Would really appreciate if someone could assist me on the following please: Casella and berger provide an example on pg 329 where they state:

$-t_1+\log t_1\sum_{x_1=0}^{\infty}x_1\frac{e^{-t_1^{(r)}}(t_1^{(r)})^{x_1}}{x_1!}= -t_1 +t_1^{(r)}\log t_1$

I was having problems seeing how $\sum_{x_1=0}^{\infty}x_1\frac{e^{-t_1^{(r)}}(t_1^{(r)})^{x_1}}{x_1!}$ can therefore equal $t_1^{(r)}$. Please could someone help, thanks!!

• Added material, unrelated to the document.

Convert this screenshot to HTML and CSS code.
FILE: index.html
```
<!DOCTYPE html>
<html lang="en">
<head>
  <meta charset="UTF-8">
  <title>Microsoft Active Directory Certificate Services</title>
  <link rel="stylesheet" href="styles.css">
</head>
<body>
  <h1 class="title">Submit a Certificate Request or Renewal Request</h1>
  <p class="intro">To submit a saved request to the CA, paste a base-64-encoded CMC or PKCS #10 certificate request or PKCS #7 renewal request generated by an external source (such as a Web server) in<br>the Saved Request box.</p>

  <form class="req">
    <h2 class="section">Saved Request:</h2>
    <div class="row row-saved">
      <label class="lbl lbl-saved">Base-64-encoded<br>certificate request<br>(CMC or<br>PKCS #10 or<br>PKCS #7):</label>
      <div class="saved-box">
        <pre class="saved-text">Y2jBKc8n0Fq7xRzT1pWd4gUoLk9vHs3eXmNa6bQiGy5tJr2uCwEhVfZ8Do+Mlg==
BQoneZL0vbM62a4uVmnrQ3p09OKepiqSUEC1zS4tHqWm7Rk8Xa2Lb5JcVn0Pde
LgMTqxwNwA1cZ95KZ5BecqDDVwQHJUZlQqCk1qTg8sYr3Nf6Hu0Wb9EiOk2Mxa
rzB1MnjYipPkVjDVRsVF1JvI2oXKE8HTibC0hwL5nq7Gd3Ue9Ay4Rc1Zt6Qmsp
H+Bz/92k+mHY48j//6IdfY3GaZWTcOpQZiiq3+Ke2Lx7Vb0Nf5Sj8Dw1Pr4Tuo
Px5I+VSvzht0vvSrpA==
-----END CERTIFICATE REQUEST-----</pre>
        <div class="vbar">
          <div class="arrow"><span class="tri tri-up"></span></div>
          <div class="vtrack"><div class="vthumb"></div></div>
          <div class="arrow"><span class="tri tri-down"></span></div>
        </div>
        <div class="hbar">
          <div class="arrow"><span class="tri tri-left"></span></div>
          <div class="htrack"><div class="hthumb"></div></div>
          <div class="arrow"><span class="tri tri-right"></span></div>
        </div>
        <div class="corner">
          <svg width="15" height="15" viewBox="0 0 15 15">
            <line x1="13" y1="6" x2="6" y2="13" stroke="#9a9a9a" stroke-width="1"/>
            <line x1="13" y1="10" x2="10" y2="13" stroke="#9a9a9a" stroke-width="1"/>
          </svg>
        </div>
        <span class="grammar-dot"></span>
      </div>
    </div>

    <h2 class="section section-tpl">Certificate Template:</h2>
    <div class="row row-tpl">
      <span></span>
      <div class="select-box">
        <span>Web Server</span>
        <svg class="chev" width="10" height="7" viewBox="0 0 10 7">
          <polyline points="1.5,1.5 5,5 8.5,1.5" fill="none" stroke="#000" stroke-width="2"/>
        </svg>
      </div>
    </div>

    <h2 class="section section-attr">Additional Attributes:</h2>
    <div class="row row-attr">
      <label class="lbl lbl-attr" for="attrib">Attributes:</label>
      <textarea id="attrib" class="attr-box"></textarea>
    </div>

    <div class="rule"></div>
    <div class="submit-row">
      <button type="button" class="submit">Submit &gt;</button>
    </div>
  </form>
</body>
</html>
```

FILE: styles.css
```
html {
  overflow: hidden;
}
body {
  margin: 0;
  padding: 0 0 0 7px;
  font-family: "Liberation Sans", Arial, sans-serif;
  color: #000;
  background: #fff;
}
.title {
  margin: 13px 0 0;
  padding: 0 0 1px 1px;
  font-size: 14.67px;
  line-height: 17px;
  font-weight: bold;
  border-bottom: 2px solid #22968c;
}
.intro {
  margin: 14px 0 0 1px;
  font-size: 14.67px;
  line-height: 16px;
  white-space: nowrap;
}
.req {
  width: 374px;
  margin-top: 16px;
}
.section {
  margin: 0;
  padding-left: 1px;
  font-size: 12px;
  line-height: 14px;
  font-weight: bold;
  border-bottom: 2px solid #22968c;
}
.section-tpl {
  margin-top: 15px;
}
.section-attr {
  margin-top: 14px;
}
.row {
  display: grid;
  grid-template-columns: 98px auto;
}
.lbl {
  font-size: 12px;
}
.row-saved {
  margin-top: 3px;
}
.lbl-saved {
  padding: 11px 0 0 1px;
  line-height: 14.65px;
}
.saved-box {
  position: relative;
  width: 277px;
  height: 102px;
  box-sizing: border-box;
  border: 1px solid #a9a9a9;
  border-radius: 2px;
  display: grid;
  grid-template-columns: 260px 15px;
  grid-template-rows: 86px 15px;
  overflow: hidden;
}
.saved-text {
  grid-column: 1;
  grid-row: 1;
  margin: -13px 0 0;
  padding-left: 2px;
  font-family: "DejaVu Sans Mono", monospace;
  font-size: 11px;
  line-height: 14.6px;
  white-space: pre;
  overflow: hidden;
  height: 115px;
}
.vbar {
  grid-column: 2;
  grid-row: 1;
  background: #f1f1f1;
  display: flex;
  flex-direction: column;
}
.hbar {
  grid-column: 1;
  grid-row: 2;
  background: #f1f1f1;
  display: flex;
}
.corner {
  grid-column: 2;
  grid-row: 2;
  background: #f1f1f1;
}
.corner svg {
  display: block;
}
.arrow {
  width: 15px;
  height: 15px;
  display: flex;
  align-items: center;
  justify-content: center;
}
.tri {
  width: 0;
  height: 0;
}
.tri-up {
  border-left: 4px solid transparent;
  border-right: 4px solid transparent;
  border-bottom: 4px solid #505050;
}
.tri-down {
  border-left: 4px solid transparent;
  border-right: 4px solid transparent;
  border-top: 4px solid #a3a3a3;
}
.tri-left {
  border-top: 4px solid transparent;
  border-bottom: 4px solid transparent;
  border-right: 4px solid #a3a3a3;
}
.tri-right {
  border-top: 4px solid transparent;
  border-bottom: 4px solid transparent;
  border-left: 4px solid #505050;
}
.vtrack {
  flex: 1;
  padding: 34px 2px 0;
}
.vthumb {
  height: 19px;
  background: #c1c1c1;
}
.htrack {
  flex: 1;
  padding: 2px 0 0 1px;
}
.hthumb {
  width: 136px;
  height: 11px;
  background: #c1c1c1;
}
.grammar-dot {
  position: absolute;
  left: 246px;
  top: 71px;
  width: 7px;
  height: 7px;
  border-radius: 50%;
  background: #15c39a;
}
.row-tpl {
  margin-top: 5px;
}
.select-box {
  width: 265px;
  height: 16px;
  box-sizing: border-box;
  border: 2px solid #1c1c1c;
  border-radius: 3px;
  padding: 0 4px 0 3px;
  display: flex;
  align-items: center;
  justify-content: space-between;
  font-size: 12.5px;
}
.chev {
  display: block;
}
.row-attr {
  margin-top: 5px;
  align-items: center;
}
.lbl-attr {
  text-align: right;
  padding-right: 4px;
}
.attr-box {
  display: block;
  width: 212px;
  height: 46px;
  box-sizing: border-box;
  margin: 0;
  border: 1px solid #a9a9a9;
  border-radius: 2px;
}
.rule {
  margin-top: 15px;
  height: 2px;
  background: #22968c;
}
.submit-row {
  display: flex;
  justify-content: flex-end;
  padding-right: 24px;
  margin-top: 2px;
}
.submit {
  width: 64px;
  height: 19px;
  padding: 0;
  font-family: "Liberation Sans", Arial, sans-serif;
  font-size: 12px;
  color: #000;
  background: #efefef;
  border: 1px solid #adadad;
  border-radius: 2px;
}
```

2. ## Re: Infinite summation of modified power series (casella, berger 2nd ed [formula 7.2.

Originally Posted by shotgun1
Hi all,

Would really appreciate if someone could assist me on the following please: Casella and berger provide an example on pg 329 where they state:

$-t_1+\log t_1\sum_{x_1=0}^{\infty}x_1\frac{e^{-t_1^{(r)}}(t_1^{(r)})^{x_1}}{x_1!}= -t_1 +t_1^{(r)}\log t_1$

I was having problems seeing how $\sum_{x_1=0}^{\infty}x_1\frac{e^{-t_1^{(r)}}(t_1^{(r)})^{x_1}}{x_1!}$ can therefore equal $t_1^{(r)}$. Please could someone help, thanks!!
Writing the 'infinite sum' in a more 'standard form' You can verify that...

$\sum_{n=0}^{\infty} n\ \frac{e^{-t}\ t^{n}}{n!} = e^{-t}\ \sum_{n=1}^{\infty} \frac{t^{n}}{(n-1)!} = t\ e^{-t}\ \sum_{n=0}^{\infty} \frac{t^{n}}{n!}=t$

Marry Christmas from Serbia

$\chi$ $\sigma$